··· Given data

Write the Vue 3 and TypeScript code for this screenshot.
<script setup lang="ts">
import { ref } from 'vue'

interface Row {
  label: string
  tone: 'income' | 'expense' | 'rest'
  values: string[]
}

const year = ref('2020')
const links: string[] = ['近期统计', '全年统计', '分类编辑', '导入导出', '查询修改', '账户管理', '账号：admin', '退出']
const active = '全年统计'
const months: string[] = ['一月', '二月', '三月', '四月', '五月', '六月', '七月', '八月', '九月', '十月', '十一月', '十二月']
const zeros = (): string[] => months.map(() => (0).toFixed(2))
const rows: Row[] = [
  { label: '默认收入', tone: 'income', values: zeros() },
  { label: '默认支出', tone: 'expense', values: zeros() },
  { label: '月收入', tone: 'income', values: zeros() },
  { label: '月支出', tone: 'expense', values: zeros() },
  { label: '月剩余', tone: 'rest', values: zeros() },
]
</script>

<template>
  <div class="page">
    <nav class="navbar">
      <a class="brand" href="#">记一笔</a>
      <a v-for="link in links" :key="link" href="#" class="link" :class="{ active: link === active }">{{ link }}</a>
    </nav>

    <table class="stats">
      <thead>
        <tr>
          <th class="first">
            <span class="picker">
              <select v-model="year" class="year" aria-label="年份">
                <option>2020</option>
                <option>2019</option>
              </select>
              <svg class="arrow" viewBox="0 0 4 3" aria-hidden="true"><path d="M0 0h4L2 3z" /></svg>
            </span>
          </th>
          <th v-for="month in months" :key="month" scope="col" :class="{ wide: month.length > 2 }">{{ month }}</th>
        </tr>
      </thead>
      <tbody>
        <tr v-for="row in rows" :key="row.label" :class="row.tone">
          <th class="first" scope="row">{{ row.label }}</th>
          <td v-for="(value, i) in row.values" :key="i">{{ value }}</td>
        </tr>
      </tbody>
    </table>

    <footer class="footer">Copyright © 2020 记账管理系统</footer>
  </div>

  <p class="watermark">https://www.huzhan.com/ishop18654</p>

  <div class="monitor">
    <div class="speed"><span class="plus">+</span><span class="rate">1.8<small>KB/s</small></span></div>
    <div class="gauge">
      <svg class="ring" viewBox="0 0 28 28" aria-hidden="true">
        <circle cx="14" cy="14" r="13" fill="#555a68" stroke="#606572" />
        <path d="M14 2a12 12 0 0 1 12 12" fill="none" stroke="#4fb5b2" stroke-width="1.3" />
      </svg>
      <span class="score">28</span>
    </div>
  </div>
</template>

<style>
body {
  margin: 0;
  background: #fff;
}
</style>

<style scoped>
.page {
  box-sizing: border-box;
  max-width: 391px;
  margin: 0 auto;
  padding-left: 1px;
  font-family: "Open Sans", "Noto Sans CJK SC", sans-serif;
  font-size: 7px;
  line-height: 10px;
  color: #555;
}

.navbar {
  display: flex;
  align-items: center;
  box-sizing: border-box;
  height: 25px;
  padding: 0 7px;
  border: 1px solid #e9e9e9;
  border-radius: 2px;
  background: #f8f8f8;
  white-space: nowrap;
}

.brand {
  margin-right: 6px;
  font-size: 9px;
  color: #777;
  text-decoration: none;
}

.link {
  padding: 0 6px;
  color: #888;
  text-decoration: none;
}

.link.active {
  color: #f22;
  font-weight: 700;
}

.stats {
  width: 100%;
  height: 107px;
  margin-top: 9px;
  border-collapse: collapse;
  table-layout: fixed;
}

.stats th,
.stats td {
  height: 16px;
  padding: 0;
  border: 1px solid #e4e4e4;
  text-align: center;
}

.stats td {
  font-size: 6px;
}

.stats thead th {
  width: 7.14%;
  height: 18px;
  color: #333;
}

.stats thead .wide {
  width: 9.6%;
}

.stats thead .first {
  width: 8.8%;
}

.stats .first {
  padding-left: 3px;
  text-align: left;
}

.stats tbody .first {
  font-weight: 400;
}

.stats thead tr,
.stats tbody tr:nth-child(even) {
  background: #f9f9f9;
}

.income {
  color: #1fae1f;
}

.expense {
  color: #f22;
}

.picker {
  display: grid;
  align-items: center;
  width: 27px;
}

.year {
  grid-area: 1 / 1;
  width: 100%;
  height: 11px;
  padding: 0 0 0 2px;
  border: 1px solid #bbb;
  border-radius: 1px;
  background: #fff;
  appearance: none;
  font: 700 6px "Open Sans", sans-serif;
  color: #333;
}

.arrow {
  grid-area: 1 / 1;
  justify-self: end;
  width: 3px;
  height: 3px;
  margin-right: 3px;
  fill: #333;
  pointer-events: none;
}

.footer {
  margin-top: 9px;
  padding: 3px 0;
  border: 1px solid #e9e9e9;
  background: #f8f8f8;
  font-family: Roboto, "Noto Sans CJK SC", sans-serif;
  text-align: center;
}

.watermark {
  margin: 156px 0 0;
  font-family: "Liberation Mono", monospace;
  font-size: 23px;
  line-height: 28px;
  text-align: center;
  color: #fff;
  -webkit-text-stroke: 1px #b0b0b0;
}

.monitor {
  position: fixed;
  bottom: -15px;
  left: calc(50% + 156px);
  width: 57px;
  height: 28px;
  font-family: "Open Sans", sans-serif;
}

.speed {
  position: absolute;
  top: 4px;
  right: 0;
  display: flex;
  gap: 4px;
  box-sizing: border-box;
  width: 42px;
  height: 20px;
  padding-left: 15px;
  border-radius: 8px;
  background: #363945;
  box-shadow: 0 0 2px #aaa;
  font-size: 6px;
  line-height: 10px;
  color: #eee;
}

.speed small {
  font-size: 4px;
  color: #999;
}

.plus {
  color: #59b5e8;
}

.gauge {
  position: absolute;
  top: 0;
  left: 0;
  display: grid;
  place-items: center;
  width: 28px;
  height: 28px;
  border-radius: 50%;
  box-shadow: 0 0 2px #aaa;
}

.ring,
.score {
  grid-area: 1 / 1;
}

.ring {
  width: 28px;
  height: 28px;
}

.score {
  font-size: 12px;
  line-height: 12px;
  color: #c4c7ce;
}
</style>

······

◆ **Challenge**
The listing above must be transcribed exactly, line by line.

◆ **Exercise response**
Write the Vue 3 and TypeScript code for this screenshot.
<script setup lang="ts">
import { ref } from 'vue'

interface Row {
  label: string
  tone: 'income' | 'expense' | 'rest'
  values: string[]
}

const year = ref('2020')
const links: string[] = ['近期统计', '全年统计', '分类编辑', '导入导出', '查询修改', '账户管理', '账号：admin', '退出']
const active = '全年统计'
const months: string[] = ['一月', '二月', '三月', '四月', '五月', '六月', '七月', '八月', '九月', '十月', '十一月', '十二月']
const zeros = (): string[] => months.map(() => (0).toFixed(2))
const rows: Row[] = [
  { label: '默认收入', tone: 'income', values: zeros() },
  { label: '默认支出', tone: 'expense', values: zeros() },
  { label: '月收入', tone: 'income', values: zeros() },
  { label: '月支出', tone: 'expense', values: zeros() },
  { label: '月剩余', tone: 'rest', values: zeros() },
]
</script>

<template>
  <div class="page">
    <nav class="navbar">
      <a class="brand" href="#">记一笔</a>
      <a v-for="link in links" :key="link" href="#" class="link" :class="{ active: link === active }">{{ link }}</a>
    </nav>

    <table class="stats">
      <thead>
        <tr>
          <th class="first">
            <span class="picker">
              <select v-model="year" class="year" aria-label="年份">
                <option>2020</option>
                <option>2019</option>
              </select>
              <svg class="arrow" viewBox="0 0 4 3" aria-hidden="true"><path d="M0 0h4L2 3z" /></svg>
            </span>
          </th>
          <th v-for="month in months" :key="month" scope="col" :class="{ wide: month.length > 2 }">{{ month }}</th>
        </tr>
      </thead>
      <tbody>
        <tr v-for="row in rows" :key="row.label" :class="row.tone">
          <th class="first" scope="row">{{ row.label }}</th>
          <td v-for="(value, i) in row.values" :key="i">{{ value }}</td>
        </tr>
      </tbody>
    </table>

    <footer class="footer">Copyright © 2020 记账管理系统</footer>
  </div>

  <p class="watermark">https://www.huzhan.com/ishop18654</p>

  <div class="monitor">
    <div class="speed"><span class="plus">+</span><span class="rate">1.8<small>KB/s</small></span></div>
    <div class="gauge">
      <svg class="ring" viewBox="0 0 28 28" aria-hidden="true">
        <circle cx="14" cy="14" r="13" fill="#555a68" stroke="#606572" />
        <path d="M14 2a12 12 0 0 1 12 12" fill="none" stroke="#4fb5b2" stroke-width="1.3" />
      </svg>
      <span class="score">28</span>
    </div>
  </div>
</template>

<style>
body {
  margin: 0;
  background: #fff;
}
</style>

<style scoped>
.page {
  box-sizing: border-box;
  max-width: 391px;
  margin: 0 auto;
  padding-left: 1px;
  font-family: "Open Sans", "Noto Sans CJK SC", sans-serif;
  font-size: 7px;
  line-height: 10px;
  color: #555;
}

.navbar {
  display: flex;
  align-items: center;
  box-sizing: border-box;
  height: 25px;
  padding: 0 7px;
  border: 1px solid #e9e9e9;
  border-radius: 2px;
  background: #f8f8f8;
  white-space: nowrap;
}

.brand {
  margin-right: 6px;
  font-size: 9px;
  color: #777;
  text-decoration: none;
}

.link {
  padding: 0 6px;
  color: #888;
  text-decoration: none;
}

.link.active {
  color: #f22;
  font-weight: 700;
}

.stats {
  width: 100%;
  height: 107px;
  margin-top: 9px;
  border-collapse: collapse;
  table-layout: fixed;
}

.stats th,
.stats td {
  height: 16px;
  padding: 0;
  border: 1px solid #e4e4e4;
  text-align: center;
}

.stats td {
  font-size: 6px;
}

.stats thead th {
  width: 7.14%;
  height: 18px;
  color: #333;
}

.stats thead .wide {
  width: 9.6%;
}

.stats thead .first {
  width: 8.8%;
}

.stats .first {
  padding-left: 3px;
  text-align: left;
}

.stats tbody .first {
  font-weight: 400;
}

.stats thead tr,
.stats tbody tr:nth-child(even) {
  background: #f9f9f9;
}

.income {
  color: #1fae1f;
}

.expense {
  color: #f22;
}

.picker {
  display: grid;
  align-items: center;
  width: 27px;
}

.year {
  grid-area: 1 / 1;
  width: 100%;
  height: 11px;
  padding: 0 0 0 2px;
  border: 1px solid #bbb;
  border-radius: 1px;
  background: #fff;
  appearance: none;
  font: 700 6px "Open Sans", sans-serif;
  color: #333;
}

.arrow {
  grid-area: 1 / 1;
  justify-self: end;
  width: 3px;
  height: 3px;
  margin-right: 3px;
  fill: #333;
  pointer-events: none;
}

.footer {
  margin-top: 9px;
  padding: 3px 0;
  border: 1px solid #e9e9e9;
  background: #f8f8f8;
  font-family: Roboto, "Noto Sans CJK SC", sans-serif;
  text-align: center;
}

.watermark {
  margin: 156px 0 0;
  font-family: "Liberation Mono", monospace;
  font-size: 23px;
  line-height: 28px;
  text-align: center;
  color: #fff;
  -webkit-text-stroke: 1px #b0b0b0;
}

.monitor {
  position: fixed;
  bottom: -15px;
  left: calc(50% + 156px);
  width: 57px;
  height: 28px;
  font-family: "Open Sans", sans-serif;
}

.speed {
  position: absolute;
  top: 4px;
  right: 0;
  display: flex;
  gap: 4px;
  box-sizing: border-box;
  width: 42px;
  height: 20px;
  padding-left: 15px;
  border-radius: 8px;
  background: #363945;
  box-shadow: 0 0 2px #aaa;
  font-size: 6px;
  line-height: 10px;
  color: #eee;
}

.speed small {
  font-size: 4px;
  color: #999;
}

.plus {
  color: #59b5e8;
}

.gauge {
  position: absolute;
  top: 0;
  left: 0;
  display: grid;
  place-items: center;
  width: 28px;
  height: 28px;
  border-radius: 50%;
  box-shadow: 0 0 2px #aaa;
}

.ring,
.score {
  grid-area: 1 / 1;
}

.ring {
  width: 28px;
  height: 28px;
}

.score {
  font-size: 12px;
  line-height: 12px;
  color: #c4c7ce;
}
</style>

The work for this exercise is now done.